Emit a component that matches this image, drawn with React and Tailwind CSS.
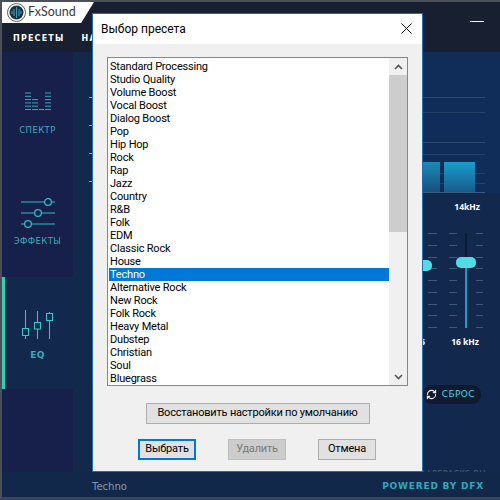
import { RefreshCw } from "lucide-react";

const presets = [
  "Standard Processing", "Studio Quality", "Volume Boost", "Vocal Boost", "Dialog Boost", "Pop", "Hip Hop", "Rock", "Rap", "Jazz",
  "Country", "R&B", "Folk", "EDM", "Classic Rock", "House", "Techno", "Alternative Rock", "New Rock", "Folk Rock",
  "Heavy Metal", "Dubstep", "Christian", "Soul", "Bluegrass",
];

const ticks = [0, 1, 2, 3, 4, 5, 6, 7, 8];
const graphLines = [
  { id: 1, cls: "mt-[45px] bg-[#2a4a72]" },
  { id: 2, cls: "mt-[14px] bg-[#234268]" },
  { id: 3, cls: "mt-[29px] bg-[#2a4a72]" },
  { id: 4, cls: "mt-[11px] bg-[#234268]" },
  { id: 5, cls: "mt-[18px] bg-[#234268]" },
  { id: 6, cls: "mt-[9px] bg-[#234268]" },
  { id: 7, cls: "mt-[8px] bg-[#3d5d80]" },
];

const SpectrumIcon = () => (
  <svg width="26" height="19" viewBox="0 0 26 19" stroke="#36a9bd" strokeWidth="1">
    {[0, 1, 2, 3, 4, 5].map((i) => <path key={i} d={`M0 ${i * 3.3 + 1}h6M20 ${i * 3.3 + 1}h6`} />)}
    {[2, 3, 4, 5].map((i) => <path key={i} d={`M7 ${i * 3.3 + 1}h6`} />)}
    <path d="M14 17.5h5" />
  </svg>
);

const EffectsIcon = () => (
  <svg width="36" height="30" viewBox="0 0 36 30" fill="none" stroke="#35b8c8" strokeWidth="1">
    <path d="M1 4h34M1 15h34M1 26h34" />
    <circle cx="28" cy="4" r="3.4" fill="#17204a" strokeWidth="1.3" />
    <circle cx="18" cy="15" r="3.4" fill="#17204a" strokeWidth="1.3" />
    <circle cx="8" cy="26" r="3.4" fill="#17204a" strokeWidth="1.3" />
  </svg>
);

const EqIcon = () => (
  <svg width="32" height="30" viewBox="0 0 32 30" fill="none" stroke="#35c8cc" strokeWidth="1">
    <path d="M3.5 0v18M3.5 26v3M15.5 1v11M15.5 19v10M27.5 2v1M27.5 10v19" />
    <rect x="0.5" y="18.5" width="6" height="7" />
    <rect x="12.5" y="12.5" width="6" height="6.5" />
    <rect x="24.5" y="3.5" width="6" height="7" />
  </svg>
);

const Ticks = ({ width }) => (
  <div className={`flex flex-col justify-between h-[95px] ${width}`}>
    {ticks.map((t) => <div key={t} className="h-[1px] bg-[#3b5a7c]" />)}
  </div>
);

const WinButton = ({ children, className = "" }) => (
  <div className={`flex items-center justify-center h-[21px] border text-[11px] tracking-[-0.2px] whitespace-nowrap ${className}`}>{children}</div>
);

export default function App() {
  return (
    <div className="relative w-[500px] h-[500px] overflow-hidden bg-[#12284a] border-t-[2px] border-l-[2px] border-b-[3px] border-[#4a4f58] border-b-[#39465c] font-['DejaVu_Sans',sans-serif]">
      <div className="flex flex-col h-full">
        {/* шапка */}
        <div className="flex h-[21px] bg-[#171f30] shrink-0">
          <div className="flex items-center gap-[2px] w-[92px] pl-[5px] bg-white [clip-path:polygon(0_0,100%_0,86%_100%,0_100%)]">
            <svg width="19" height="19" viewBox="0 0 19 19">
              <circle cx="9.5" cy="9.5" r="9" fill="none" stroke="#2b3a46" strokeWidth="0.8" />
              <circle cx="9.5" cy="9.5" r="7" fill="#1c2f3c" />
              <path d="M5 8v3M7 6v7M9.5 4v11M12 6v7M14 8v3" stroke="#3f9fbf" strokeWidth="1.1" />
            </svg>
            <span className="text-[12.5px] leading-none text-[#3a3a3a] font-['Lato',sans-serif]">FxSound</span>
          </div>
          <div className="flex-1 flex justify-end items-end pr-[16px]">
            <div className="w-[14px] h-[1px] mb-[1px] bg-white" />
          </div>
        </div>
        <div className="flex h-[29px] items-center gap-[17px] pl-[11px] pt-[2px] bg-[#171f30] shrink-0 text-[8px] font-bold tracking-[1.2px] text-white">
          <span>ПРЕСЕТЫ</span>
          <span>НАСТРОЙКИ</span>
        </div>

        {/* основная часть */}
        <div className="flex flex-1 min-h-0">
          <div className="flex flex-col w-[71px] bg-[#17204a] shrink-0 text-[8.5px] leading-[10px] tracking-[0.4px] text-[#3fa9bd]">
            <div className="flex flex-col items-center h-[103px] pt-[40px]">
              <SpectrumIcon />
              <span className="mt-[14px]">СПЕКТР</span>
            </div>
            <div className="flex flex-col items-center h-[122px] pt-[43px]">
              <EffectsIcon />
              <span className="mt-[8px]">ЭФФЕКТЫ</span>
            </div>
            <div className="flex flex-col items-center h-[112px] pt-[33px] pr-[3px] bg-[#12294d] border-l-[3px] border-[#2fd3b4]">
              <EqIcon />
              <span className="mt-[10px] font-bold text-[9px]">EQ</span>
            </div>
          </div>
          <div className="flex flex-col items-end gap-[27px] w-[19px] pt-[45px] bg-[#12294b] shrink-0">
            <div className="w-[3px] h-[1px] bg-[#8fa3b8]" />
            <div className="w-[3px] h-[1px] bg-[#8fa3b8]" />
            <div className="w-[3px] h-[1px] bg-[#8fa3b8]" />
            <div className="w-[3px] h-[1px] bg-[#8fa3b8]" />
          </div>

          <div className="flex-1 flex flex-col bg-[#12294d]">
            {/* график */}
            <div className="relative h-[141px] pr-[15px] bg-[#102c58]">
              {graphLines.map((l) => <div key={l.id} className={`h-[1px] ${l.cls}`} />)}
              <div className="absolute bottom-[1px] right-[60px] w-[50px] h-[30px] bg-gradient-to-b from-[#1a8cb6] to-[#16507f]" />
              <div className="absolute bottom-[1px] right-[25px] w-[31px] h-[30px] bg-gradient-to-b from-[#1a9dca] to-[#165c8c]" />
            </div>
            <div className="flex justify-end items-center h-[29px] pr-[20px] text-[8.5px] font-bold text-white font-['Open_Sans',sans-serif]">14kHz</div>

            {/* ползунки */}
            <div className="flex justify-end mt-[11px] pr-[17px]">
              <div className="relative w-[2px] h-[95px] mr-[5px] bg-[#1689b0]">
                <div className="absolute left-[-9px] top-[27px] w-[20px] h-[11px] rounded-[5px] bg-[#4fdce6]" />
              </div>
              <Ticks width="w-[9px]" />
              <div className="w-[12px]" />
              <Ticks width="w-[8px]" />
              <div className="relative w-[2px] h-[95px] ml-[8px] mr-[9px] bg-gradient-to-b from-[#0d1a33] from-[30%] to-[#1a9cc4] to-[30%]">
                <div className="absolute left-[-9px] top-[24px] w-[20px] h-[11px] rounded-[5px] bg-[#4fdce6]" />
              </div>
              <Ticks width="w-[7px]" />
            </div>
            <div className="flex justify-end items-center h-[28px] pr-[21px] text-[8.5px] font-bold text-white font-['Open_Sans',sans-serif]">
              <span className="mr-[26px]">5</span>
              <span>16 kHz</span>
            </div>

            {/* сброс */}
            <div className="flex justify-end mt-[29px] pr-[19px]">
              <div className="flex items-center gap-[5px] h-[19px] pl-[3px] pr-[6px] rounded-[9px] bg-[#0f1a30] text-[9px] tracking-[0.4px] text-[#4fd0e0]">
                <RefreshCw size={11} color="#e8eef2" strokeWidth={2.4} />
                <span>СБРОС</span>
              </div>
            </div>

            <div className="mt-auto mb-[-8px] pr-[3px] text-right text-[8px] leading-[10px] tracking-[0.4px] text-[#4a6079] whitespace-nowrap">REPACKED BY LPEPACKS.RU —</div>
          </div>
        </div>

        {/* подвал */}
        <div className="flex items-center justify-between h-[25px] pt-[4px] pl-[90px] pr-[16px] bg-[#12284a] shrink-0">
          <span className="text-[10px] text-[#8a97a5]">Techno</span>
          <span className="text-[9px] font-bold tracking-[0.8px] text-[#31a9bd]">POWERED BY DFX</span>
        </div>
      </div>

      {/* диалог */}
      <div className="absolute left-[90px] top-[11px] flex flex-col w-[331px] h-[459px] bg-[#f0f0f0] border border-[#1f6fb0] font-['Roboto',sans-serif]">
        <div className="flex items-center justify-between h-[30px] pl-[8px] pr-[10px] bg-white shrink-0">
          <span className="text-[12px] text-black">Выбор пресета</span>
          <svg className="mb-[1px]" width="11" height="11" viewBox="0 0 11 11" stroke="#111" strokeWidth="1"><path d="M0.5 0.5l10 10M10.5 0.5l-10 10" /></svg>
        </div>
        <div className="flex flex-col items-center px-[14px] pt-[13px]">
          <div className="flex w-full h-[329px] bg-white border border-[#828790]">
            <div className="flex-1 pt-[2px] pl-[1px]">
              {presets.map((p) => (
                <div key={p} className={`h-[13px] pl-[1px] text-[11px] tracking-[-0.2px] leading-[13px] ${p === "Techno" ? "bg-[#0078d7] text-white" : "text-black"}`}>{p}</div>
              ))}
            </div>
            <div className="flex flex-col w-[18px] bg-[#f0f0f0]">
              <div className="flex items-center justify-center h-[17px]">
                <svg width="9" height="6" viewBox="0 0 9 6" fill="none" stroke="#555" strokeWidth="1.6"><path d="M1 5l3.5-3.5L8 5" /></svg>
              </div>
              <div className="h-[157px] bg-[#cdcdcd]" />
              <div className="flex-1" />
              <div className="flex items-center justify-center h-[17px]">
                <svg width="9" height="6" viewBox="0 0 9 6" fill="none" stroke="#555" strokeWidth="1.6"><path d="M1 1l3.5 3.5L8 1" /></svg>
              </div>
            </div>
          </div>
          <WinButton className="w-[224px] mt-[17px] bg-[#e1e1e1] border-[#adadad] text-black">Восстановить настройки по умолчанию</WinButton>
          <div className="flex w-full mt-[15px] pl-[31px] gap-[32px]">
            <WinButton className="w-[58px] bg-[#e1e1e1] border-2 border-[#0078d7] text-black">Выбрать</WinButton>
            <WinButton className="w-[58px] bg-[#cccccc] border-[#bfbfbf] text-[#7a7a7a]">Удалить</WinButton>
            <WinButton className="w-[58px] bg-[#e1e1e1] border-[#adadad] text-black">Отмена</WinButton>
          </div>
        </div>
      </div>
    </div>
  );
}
++++++
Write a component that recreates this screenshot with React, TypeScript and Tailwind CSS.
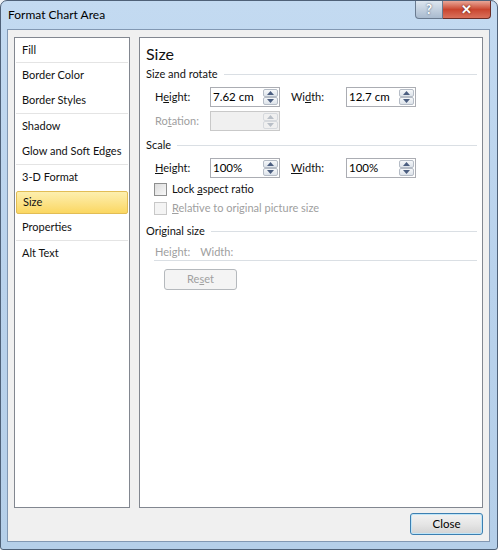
++++++
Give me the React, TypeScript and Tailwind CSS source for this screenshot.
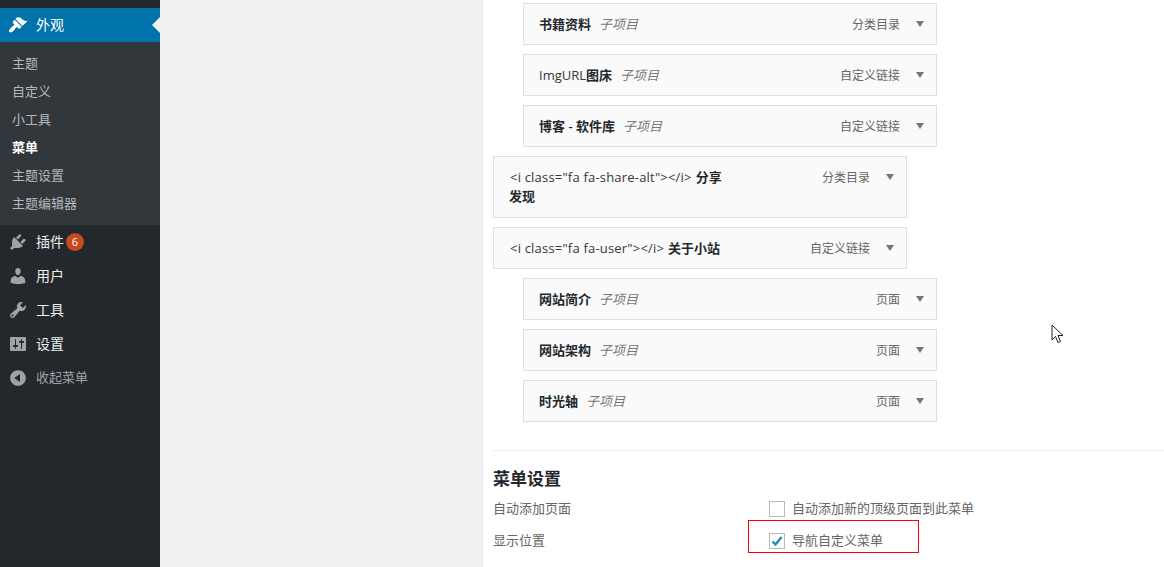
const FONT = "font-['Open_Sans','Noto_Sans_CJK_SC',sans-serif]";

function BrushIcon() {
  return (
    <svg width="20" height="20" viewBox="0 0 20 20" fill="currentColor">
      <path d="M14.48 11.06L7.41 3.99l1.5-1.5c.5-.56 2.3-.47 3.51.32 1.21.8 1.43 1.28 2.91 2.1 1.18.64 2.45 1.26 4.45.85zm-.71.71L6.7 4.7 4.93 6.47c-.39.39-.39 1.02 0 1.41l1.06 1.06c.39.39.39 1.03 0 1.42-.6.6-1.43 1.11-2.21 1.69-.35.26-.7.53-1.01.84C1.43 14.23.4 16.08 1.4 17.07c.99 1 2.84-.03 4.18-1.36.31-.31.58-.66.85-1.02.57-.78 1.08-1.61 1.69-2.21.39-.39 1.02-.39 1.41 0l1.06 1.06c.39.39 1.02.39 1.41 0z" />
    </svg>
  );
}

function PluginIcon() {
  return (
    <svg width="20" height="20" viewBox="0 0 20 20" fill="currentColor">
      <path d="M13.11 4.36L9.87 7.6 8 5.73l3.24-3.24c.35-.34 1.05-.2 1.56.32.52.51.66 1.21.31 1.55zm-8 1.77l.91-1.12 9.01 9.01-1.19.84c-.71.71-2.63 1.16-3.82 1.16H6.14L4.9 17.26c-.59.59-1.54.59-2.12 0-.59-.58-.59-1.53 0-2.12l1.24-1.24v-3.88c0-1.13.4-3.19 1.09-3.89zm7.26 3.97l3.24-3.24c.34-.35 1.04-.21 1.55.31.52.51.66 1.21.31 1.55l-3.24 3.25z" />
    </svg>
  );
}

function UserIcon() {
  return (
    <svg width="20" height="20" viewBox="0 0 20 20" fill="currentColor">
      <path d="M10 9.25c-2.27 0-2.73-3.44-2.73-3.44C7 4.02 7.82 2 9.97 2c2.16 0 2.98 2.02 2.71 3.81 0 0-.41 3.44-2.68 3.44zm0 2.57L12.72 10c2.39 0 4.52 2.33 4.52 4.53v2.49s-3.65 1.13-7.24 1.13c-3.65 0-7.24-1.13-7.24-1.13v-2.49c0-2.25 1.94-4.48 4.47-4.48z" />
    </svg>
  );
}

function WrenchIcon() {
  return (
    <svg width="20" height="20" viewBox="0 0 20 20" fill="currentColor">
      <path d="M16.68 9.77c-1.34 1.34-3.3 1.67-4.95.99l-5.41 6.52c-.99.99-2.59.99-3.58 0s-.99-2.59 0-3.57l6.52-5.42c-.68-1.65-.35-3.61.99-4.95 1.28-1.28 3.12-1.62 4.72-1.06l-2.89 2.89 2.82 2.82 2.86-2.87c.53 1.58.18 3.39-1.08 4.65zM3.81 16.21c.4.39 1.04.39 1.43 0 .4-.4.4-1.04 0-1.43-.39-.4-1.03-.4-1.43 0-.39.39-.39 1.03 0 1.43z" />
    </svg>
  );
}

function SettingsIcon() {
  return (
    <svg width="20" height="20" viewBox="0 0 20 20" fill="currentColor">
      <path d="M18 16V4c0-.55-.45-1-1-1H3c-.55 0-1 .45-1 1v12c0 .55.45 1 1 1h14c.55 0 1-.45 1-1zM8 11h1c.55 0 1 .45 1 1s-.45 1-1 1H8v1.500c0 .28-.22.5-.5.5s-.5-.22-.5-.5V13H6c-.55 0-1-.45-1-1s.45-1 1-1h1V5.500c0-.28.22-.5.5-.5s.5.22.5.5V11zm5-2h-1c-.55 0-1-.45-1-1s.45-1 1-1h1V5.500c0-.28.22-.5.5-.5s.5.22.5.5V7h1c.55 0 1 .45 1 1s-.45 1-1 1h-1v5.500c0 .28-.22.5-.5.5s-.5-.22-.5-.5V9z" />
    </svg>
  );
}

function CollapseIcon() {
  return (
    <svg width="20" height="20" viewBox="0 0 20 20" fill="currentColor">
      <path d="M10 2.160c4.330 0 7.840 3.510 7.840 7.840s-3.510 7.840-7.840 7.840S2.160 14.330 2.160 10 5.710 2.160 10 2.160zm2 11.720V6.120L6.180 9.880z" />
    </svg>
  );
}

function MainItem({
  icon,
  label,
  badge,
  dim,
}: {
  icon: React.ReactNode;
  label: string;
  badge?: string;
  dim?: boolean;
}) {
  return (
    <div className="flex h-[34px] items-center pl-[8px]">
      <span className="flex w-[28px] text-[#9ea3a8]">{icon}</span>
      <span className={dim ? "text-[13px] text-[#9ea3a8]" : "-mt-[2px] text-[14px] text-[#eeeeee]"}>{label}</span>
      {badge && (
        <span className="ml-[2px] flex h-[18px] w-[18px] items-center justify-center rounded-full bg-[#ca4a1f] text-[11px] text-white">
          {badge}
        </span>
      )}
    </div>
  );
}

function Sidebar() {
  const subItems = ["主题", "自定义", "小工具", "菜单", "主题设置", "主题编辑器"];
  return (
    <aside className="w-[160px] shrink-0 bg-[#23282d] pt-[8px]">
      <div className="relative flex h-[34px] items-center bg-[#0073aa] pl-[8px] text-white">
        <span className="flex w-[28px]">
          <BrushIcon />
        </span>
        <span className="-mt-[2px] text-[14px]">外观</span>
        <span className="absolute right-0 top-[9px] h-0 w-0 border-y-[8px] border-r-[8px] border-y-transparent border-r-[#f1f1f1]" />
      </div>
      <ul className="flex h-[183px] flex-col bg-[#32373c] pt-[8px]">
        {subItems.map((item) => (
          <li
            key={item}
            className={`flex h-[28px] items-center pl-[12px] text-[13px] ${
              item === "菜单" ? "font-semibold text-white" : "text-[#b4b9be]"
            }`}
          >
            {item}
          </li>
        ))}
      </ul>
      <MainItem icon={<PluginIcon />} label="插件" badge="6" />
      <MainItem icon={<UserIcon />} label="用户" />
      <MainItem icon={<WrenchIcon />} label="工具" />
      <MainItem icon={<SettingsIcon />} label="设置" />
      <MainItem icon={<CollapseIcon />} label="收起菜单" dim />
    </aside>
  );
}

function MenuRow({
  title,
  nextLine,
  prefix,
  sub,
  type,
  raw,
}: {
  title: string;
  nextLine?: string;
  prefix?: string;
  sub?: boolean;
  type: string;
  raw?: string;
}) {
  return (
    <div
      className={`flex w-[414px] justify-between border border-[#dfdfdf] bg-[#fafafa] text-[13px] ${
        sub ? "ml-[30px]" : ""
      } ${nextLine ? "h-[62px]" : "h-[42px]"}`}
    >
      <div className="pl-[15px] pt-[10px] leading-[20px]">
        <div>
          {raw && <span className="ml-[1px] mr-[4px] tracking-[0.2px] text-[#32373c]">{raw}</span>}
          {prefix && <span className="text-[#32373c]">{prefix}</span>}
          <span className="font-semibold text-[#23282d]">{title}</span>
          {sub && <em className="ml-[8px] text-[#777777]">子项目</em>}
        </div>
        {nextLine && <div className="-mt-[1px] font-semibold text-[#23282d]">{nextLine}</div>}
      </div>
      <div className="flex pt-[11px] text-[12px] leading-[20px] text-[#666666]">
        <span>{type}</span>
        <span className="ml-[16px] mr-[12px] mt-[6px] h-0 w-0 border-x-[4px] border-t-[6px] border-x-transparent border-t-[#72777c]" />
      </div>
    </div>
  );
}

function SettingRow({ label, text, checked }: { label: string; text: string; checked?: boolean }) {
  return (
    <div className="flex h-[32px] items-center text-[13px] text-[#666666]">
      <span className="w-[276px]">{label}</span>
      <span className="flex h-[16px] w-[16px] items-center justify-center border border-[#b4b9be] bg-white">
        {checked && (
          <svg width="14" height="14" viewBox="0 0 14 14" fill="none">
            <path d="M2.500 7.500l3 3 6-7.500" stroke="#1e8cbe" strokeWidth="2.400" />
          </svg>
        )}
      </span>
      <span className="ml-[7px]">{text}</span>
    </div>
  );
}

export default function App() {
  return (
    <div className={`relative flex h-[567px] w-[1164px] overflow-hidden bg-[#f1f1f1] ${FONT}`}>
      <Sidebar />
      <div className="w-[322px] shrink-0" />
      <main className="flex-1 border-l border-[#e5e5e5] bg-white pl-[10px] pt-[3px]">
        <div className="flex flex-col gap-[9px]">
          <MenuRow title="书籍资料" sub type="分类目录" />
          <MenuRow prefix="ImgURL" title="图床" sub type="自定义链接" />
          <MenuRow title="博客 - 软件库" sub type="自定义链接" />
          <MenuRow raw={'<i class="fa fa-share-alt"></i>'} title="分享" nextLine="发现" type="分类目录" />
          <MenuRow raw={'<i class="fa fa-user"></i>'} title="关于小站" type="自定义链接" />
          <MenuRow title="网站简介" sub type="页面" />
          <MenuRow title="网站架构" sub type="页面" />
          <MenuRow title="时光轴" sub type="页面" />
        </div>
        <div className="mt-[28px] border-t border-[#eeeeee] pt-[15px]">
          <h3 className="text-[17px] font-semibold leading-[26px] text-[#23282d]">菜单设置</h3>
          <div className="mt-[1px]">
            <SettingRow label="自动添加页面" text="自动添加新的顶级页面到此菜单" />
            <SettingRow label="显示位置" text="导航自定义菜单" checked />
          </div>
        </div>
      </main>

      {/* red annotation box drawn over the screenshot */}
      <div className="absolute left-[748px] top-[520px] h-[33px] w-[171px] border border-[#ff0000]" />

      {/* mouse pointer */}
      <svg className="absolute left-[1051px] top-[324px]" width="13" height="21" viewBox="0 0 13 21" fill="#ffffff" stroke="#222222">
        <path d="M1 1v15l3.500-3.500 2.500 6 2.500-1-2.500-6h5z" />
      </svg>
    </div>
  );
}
++++++
**The request:** Where a line above contains the string "Tailwind", copy that line.

**Answer in full:**
Emit a component that matches this image, drawn with React and Tailwind CSS.
Write a component that recreates this screenshot with React, TypeScript and Tailwind CSS.
Give me the React, TypeScript and Tailwind CSS source for this screenshot.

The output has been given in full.